In actual fact the word’s real meaning is rather less soppy. It comes from the same root as ‘fort’, ‘fortitude’, ‘fortify’, and its real meaning is “to make strong.” In an old sermon of my Father’s he points out that the Beatitude “Blessed are they that mourn, for they shall be comforted” does not really mean that the mourner’s pain will diminish. Nor should we necessarily want it to, cathartic as pain can be. The Beatitude does not mean that mourners will be made less sad, but that they will be made stronger - stronger not only to bear the immediate loss, but also stronger to face the other problems of life as well. Mourning strengthens us in every way. Those who have queued for hours to file past HM’s coffin feel satisfied, stronger, as they leave through the Great North door of Westminster Hall as the King did after the ceremony on Monday.
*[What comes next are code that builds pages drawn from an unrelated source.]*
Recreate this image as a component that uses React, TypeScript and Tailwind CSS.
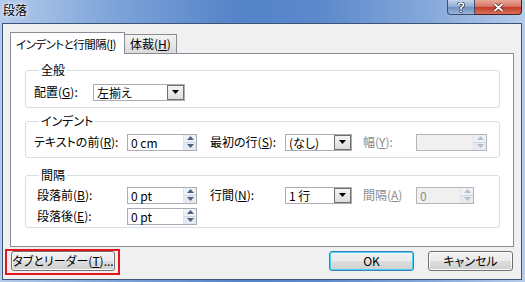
import React from "react";

const Arrow = ({ up, color = "#4c607f" }: { up?: boolean; color?: string }) => (
  <svg width="7" height="4" viewBox="0 0 7 4">
    <path d={up ? "M3.5 0 L7 4 L0 4 Z" : "M0 0 L7 0 L3.5 4 Z"} fill={color} />
  </svg>
);

const Combo = ({ value, w }: { value: string; w: string }) => (
  <div className={`flex h-[17px] ${w} border border-[#abadb3] bg-white`}>
    <div className="flex-1 pl-[3px] leading-[15px]">{value}</div>
    <div className="flex w-[17px] items-center justify-center border border-[#707070] bg-[linear-gradient(#f4f4f4,#dcdcdc)]">
      <Arrow color="#000" />
    </div>
  </div>
);

const Spin = ({ value, w, disabled }: { value: string; w: string; disabled?: boolean }) => (
  <div
    className={`flex h-[17px] ${w} border ${
      disabled ? "border-[#b5b5b5] bg-[#f0f0f0] text-[#8d8d8d]" : "border-[#abadb3] bg-white"
    }`}
  >
    <div className="flex-1 pl-[3px] leading-[15px]">{value}</div>
    <div className="flex w-[13px] flex-col border-l border-[#dfe3e8]">
      <div className="flex flex-1 items-center justify-center border-b border-[#cfd6de] bg-[#eef2f6]">
        <Arrow up color={disabled ? "#b8bec6" : "#4c607f"} />
      </div>
      <div className="flex flex-1 items-center justify-center bg-[#e6ebf1]">
        <Arrow color={disabled ? "#b8bec6" : "#4c607f"} />
      </div>
    </div>
  </div>
);

const Btn = ({ children, w, def }: { children: React.ReactNode; w: string; def?: boolean }) => (
  <div
    className={`flex h-[20px] ${w} items-center justify-center whitespace-nowrap rounded-[3px] border ${
      def ? "border-[#3c7fb1] shadow-[inset_0_0_0_1px_#48d2fb]" : "border-[#707070] shadow-[inset_0_0_0_1px_#fbfbfb]"
    } bg-[linear-gradient(#f2f2f2_0%,#ebebeb_50%,#dddddd_51%,#cfcfcf_100%)]`}
  >
    {children}
  </div>
);

const Group = ({ title, h, className, children }: { title: string; h: string; className?: string; children: React.ReactNode }) => (
  <fieldset className={`${h} ${className ?? ""} rounded-[3px] border border-[#d5dfe5] pl-[8px]`}>
    <legend className="ml-[5px] px-[2px] leading-[14px]">{title}</legend>
    {children}
  </fieldset>
);

export default function App() {
  return (
    <div
      className="flex h-[282px] w-[525px] flex-col whitespace-nowrap bg-[linear-gradient(90deg,#b4cbeb_0%,#7da3d9_22%,#5583c8_45%,#5a88cb_60%,#86a9db_82%,#b6ccea_100%)] text-[12px] text-black [font-family:'Noto_Sans_CJK_JP','Noto_Sans',sans-serif] [font-feature-settings:'palt']"
    >
      <div className="flex h-[23px] items-start justify-between">
        <div className="ml-[3px] mt-[3px] text-[12px] leading-[14px] [text-shadow:0_0_5px_#fff,0_0_3px_#fff]">段落</div>
        <div className="mr-[3px] flex h-[15px]">
          <div className="flex w-[28px] items-center justify-center rounded-bl-[4px] border border-t-0 border-[#3f4f6a] bg-[linear-gradient(#c3d4ea,#8eaad2_50%,#6f8fbf_51%,#9ab4da)]">
            <svg width="8" height="11" viewBox="0 0 8 11">
              <path d="M1.5 3 Q1.5 1 4 1 Q6.5 1 6.5 3 Q6.5 4.5 4 5.5 L4 7" fill="none" stroke="#2a3850" strokeWidth="3" />
              <path d="M1.5 3 Q1.5 1 4 1 Q6.5 1 6.5 3 Q6.5 4.5 4 5.5 L4 7" fill="none" stroke="#fff" strokeWidth="1.6" />
              <rect x="2.6" y="8" width="2.8" height="2.8" fill="#2a3850" />
              <rect x="3.2" y="8.6" width="1.6" height="1.6" fill="#fff" />
            </svg>
          </div>
          <div className="flex w-[47px] items-center justify-center rounded-br-[4px] border border-l-0 border-t-0 border-[#4a2020] bg-[linear-gradient(#e8a898,#d47060_50%,#c43a28_51%,#d8705c)]">
            <svg width="11" height="9" viewBox="0 0 11 9">
              <path d="M1.5 1 L9.5 8 M9.5 1 L1.5 8" stroke="#3a1a1a" strokeWidth="3.2" />
              <path d="M1.5 1 L9.5 8 M9.5 1 L1.5 8" stroke="#fff" strokeWidth="1.8" />
            </svg>
          </div>
        </div>
      </div>

      <div className="ml-[2px] mr-[3px] flex h-[257px] flex-col border border-[#3c5478] bg-[#f0f0f0] pl-[7px] pt-[7px]">
        <div className="flex h-[22px] items-end">
          <div className="relative z-10 -mb-px flex h-[22px] w-[115px] items-center border border-b-0 border-[#898c95] bg-white pl-[5px] text-[11.5px] leading-[14px] tracking-[-0.5px]">
            インデントと行間隔(<span className="underline">I</span>)
          </div>
          <div className="flex h-[19px] w-[52px] items-center border border-b-0 border-l-0 border-[#898c95] bg-[linear-gradient(#f3f3f3,#dadada)] pl-[5px] leading-[14px]">
            体裁(<span className="underline">H</span>)
          </div>
        </div>

        <div className="flex h-[194px] w-[504px] flex-col border border-[#898c95] bg-white pl-[14px] pr-[13px] pt-[9px]">
          <Group title="全般" h="h-[45px]">
            <div className="mt-[6px] flex items-center">
              <span className="w-[59px]">
                配置(<span className="underline">G</span>):
              </span>
              <Combo value="左揃え" w="w-[92px]" />
            </div>
          </Group>

          <Group title="インデント" h="h-[44px]" className="mt-[6px]">
            <div className="mt-[5px] flex items-center">
              <span className="w-[93px]">
                テキストの前(<span className="underline">R</span>):
              </span>
              <Spin value="0 cm" w="w-[70px]" />
              <span className="ml-[13px] w-[75px]">
                最初の行(<span className="underline">S</span>):
              </span>
              <Combo value="(なし)" w="w-[67px]" />
              <span className="ml-[11px] w-[53px] text-[#8d8d8d]">
                幅(<span className="underline">Y</span>):
              </span>
              <Spin value="" w="w-[71px]" disabled />
            </div>
          </Group>

          <Group title="間隔" h="h-[60px]" className="mt-[10px]">
            <div className="mt-[4px] flex items-center">
              <span className="w-[93px] pl-[3px]">
                段落前(<span className="underline">B</span>):
              </span>
              <Spin value="0 pt" w="w-[70px]" />
              <span className="ml-[13px] w-[75px]">
                行間(<span className="underline">N</span>):
              </span>
              <Combo value="1 行" w="w-[67px]" />
              <span className="ml-[11px] w-[53px] text-[#8d8d8d]">
                間隔(<span className="underline">A</span>)
              </span>
              <Spin value="0" w="w-[58px]" disabled />
            </div>
            <div className="mt-[3px] flex items-center">
              <span className="w-[93px] pl-[3px]">
                段落後(<span className="underline">E</span>):
              </span>
              <Spin value="0 pt" w="w-[70px]" />
            </div>
          </Group>
        </div>

        <div className="ml-[-5px] mt-[2px] flex items-start">
          <div className="border-2 border-[#e8141c] pb-[2px] pl-[4px] pr-[3px]">
            <Btn w="w-[104px]">
              タブとリーダー(<span className="underline">T</span>)...
            </Btn>
          </div>
          <div className="ml-[209px] mt-[2px]">
            <Btn w="w-[85px]" def>
              OK
            </Btn>
          </div>
          <div className="ml-[14px] mt-[2px]">
            <Btn w="w-[85px]">キャンセル</Btn>
          </div>
        </div>
      </div>
    </div>
  );
}
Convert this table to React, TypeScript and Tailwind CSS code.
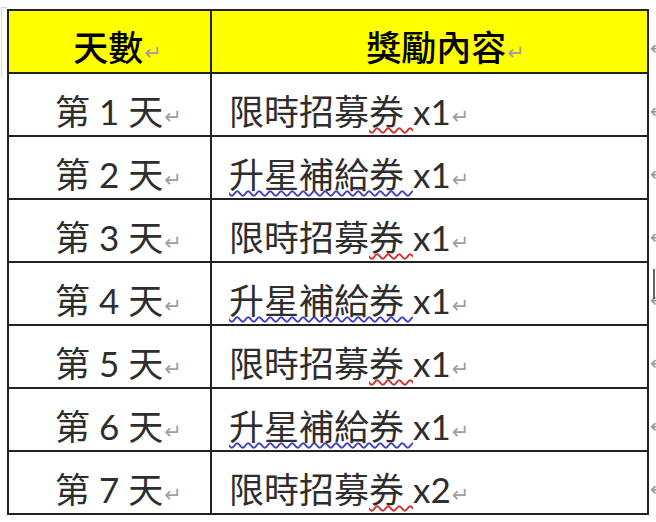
import React from "react";

const rows = [
  { day: "1", qty: "x1", kind: "red" },
  { day: "2", qty: "x1", kind: "blue" },
  { day: "3", qty: "x1", kind: "red" },
  { day: "4", qty: "x1", kind: "blue" },
  { day: "5", qty: "x1", kind: "red" },
  { day: "6", qty: "x1", kind: "blue" },
  { day: "7", qty: "x2", kind: "red" },
];

const Mark = () => (
  <span
    className="text-[21px] text-[#a0a0a0] ml-[1px] align-[1px]"
    style={{ fontFamily: "'DejaVu Sans', sans-serif" }}
  >
    ↵
  </span>
);

const cell = "border-2 border-[#222] align-middle p-0 leading-none";

export default function App() {
  return (
    <div
      className="relative w-[656px] h-[522px] overflow-hidden bg-white flex pt-[9px] pl-[7px]"
      style={{ fontFamily: "Lato, 'Noto Sans CJK TC', sans-serif" }}
    >
      <div className="absolute left-[1px] top-[7px] w-[6px] h-[70px] border-l border-t border-[#d8d8d8]" />
      <table className="border-collapse w-[640px] table-fixed shrink-0 self-start">
        <colgroup>
          <col className="w-[203px]" />
          <col className="w-[437px]" />
        </colgroup>
        <thead>
          <tr className="h-[63px] bg-[#ffff00]">
            <th className={`${cell} text-center pt-[12px] text-[35px] font-medium text-black`}>
              <span className="relative left-[8px]">
                天數
                <Mark />
              </span>
            </th>
            <th className={`${cell} text-center pt-[12px] text-[35px] font-medium text-black`}>
              <span className="relative left-[16px]">
                獎勵內容
                <Mark />
              </span>
            </th>
          </tr>
        </thead>
        <tbody>
          {rows.map((r) => (
            <tr key={r.day} className="h-[63px]">
              <td className={`${cell} text-center pt-[14px] text-[35px] text-[#2e2e2e]`}>
                <span className="relative left-[9px]">
                  第 {r.day} 天
                  <Mark />
                </span>
              </td>
              <td className={`${cell} text-left pt-[14px] pl-[17px] text-[35px] text-[#2e2e2e]`}>
                {r.kind === "red" ? (
                  <>
                    限時招募
                    <span className="underline decoration-wavy decoration-[#d23030] decoration-[1.5px] underline-offset-[2px]">
                      {"券 "}
                    </span>
                  </>
                ) : (
                  <span className="underline decoration-wavy decoration-[#4040c0] decoration-[1.5px] underline-offset-[2px]">
                    {"升星補給券 "}
                  </span>
                )}
                <span>{r.qty}</span>
                <Mark />
              </td>
            </tr>
          ))}
        </tbody>
      </table>
      <div
        className="flex flex-col pl-[1px] text-[20px] text-[#999] leading-none"
        style={{ fontFamily: "'DejaVu Sans', sans-serif" }}
      >
        {[0, 1, 2, 3, 4, 5, 6, 7].map((i) => (
          <div key={i} className="h-[63px] flex items-center pt-[14px] relative">
            ↵
            {i === 4 && (
              <div className="absolute left-[3px] top-[8px] w-[4px] h-[30px] border-l-2 border-[#666]" />
            )}
          </div>
        ))}
      </div>
    </div>
  );
}
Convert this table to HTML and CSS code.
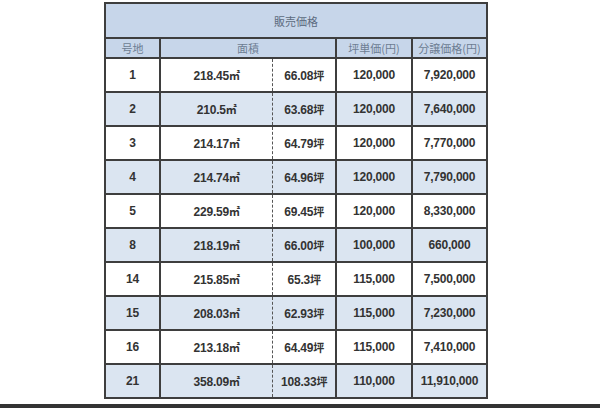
FILE: index.html
```html
<!DOCTYPE html>
<html lang="ja">
<head>
<meta charset="utf-8">
<link rel="stylesheet" href="styles.css">
</head>
<body>
<div class="page">
  <table class="price">
    <colgroup>
      <col class="c1"><col class="c2"><col class="c3"><col class="c4"><col class="c5">
    </colgroup>
    <thead>
      <tr class="title"><th colspan="5">販売価格</th></tr>
      <tr class="head">
        <th>号地</th>
        <th colspan="2">面積</th>
        <th>坪単価(円)</th>
        <th>分譲価格(円)</th>
      </tr>
    </thead>
    <tbody>
      <tr><td>1</td><td class="m2">218.45<span class="u">㎡</span></td><td class="tsubo">66.08<span class="u">坪</span></td><td>120,000</td><td>7,920,000</td></tr>
      <tr class="alt"><td>2</td><td class="m2">210.5<span class="u">㎡</span></td><td class="tsubo">63.68<span class="u">坪</span></td><td>120,000</td><td>7,640,000</td></tr>
      <tr><td>3</td><td class="m2">214.17<span class="u">㎡</span></td><td class="tsubo">64.79<span class="u">坪</span></td><td>120,000</td><td>7,770,000</td></tr>
      <tr class="alt"><td>4</td><td class="m2">214.74<span class="u">㎡</span></td><td class="tsubo">64.96<span class="u">坪</span></td><td>120,000</td><td>7,790,000</td></tr>
      <tr><td>5</td><td class="m2">229.59<span class="u">㎡</span></td><td class="tsubo">69.45<span class="u">坪</span></td><td>120,000</td><td>8,330,000</td></tr>
      <tr class="alt"><td>8</td><td class="m2">218.19<span class="u">㎡</span></td><td class="tsubo">66.00<span class="u">坪</span></td><td>100,000</td><td>660,000</td></tr>
      <tr><td>14</td><td class="m2">215.85<span class="u">㎡</span></td><td class="tsubo">65.3<span class="u">坪</span></td><td>115,000</td><td>7,500,000</td></tr>
      <tr class="alt"><td>15</td><td class="m2">208.03<span class="u">㎡</span></td><td class="tsubo">62.93<span class="u">坪</span></td><td>115,000</td><td>7,230,000</td></tr>
      <tr><td>16</td><td class="m2">213.18<span class="u">㎡</span></td><td class="tsubo">64.49<span class="u">坪</span></td><td>115,000</td><td>7,410,000</td></tr>
      <tr class="alt"><td>21</td><td class="m2">358.09<span class="u">㎡</span></td><td class="tsubo">108.33<span class="u">坪</span></td><td>110,000</td><td>11,910,000</td></tr>
    </tbody>
  </table>
  <div class="bar"></div>
</div>
</body>
</html>
```
FILE: styles.css
```css
* { box-sizing: border-box; }
html, body { margin: 0; padding: 0; background: #ffffff; }
.page {
  width: 600px;
  height: 408px;
  display: flex;
  flex-direction: column;
  padding-top: 2px;
  overflow: hidden;
}
.price {
  margin-left: 104px;
  width: 382px;
  table-layout: fixed;
  border-collapse: collapse;
  border: 2px solid #2a2a2a;
  font-family: "Liberation Sans", "Noto Sans CJK JP", sans-serif;
  color: #333333;
}
.c1 { width: 55px; }
.c2 { width: 112px; }
.c3 { width: 64px; }
.c4 { width: 76px; }
.c5 { width: 75px; }
.price th, .price td {
  padding: 0;
  text-align: center;
  vertical-align: middle;
  border: 2px solid #3e3e3e;
}
.price th {
  font-family: "Noto Sans CJK JP", sans-serif;
  font-weight: normal;
  font-size: 11px;
  color: #6d7d92;
  background: #c7d6ea;
}
.title th { height: 35px; color: #5d6c80; }
.head th { height: 20px; line-height: 14px; }
.price td {
  height: 34px;
  font-size: 12px;
  font-weight: bold;
  letter-spacing: -0.2px;
}
.alt td { background: #dbe5f1; }
.price td.m2 { border-right: 1px dashed #555555; }
.price td.tsubo { border-left: 1px dashed #555555; }
.u {
  font-family: "Noto Sans CJK JP", sans-serif;
  font-size: 11px;
  font-weight: bold;
  letter-spacing: -1px;
}
.bar {
  margin-top: auto;
  height: 4px;
  background: #333333;
}
```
It has been an extraordinary few weeks - with the switching of one Prime Minister and Administration, the start of a new one with some dramatic (if overshadowed) announcements about the Energy crisis, alongside the sad passing of our late great Queen and the accession of the new King. Meanwhile we rejoice at what looks like a dramatic and I hope, decisive, turn in favour of the Ukrainians, the Russians fleeing in disarray. What a mix of emotions, what concerns and sadness yet what curious happiness we have experienced. What uncertainties and newness we face. Who knows what the short, medium, far less long term future will hold?
In all of that we seek certainty, reassurance; we hold dear to all we know, to the familiar and to the certain. And I hope that we are comforted- given fortitude, strengthened, given new certainty and strength for the future - by the mourning of the last few days.